For those satisfied with blame-the-victim tidbits of received wisdom.

The noted conservative economist delivers arguments both fiscal and political against social justice initiatives such as welfare and a federal minimum wage.

A Black scholar who has lived through many civil rights struggles, Sowell is also a follower of Friedrich Hayek and Milton Friedman, who insisted that free market solutions are available for every social problem. This short book begins with what amounts to an impatient declaration that life isn’t fair. Some nations are wealthy because of geographical advantages, and some people are wealthy because they’re smarter than others. “Some social justice advocates may implicitly assume that various groups have similar developed capabilities, so that different outcomes appear puzzling,” he writes. In doing so, he argues, they fail to distinguish between equal opportunity and equal capability.
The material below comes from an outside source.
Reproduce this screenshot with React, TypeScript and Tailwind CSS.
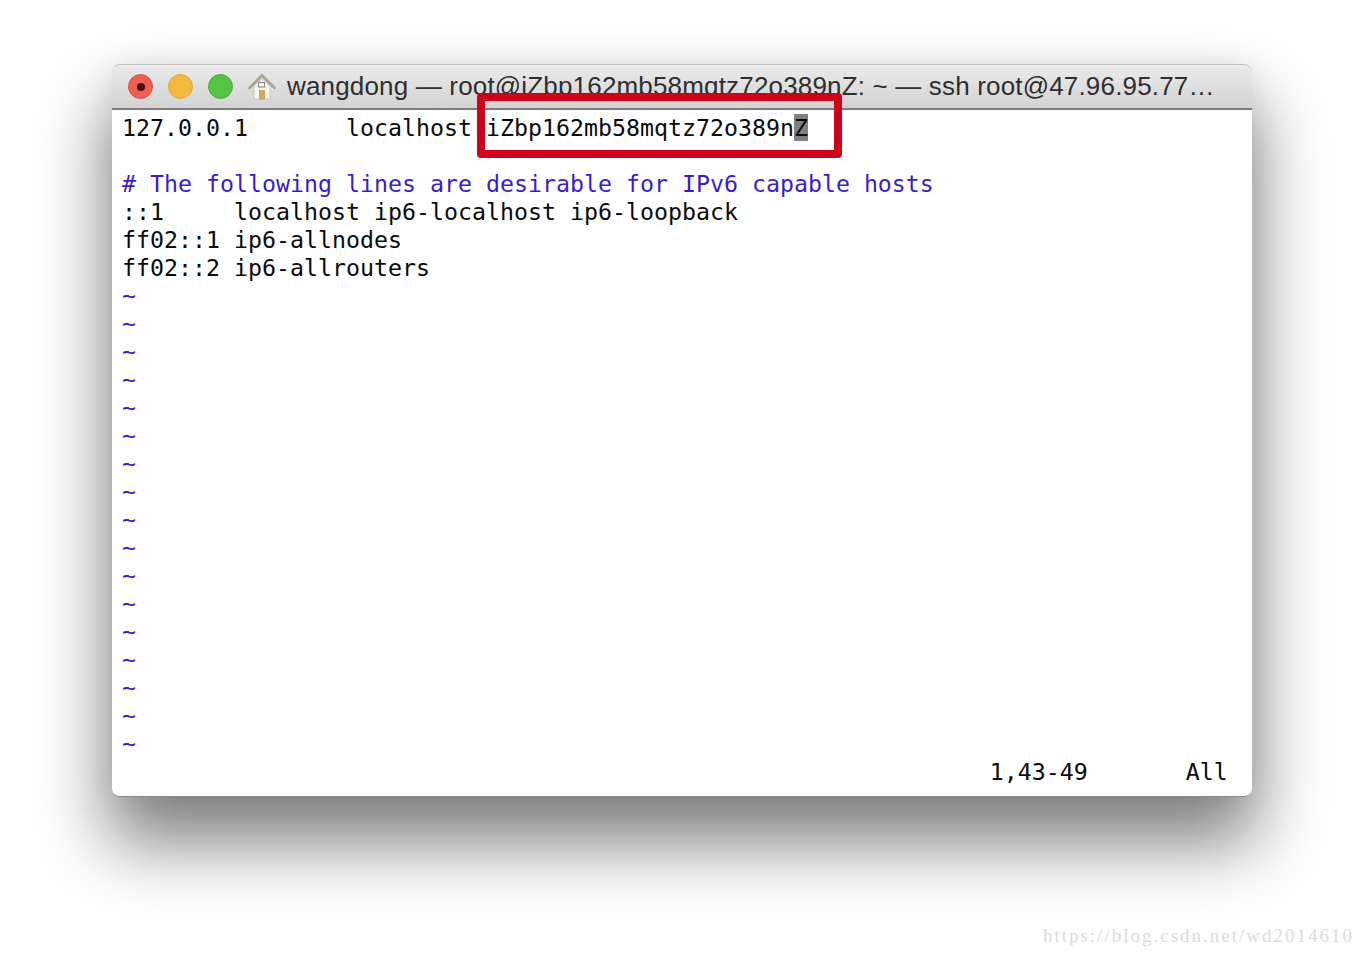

Sowell is dismissive of claims that Black Americans and other minorities are systematically denied a level playing field: Put non-white kids in charter schools, he urges, and presto, their math scores will zoom northward as compared to those in public schools. “These are huge disparities within the same groups, so that neither race nor racism can account for these huge differences,” he writes, clearly at pains to distance himself from the faintest suggestion that race has anything to do with success or failure in America. At the same time, he isn’t exactly comfortable with the idea that economic inequalities exist, and he tries to finesse definitions to suit his convictions: “The terms ‘rich’ and ‘poor’ are misleading in another and more fundamental sense. These terms apply to people’s stock of wealth, not their flows of income.” As for crime? Give criminals more rights, he asserts, as with Miranda v. Arizona, and crime rates go up—an assertion that overlooks numerous other variables but fits Sowell’s ideological slant.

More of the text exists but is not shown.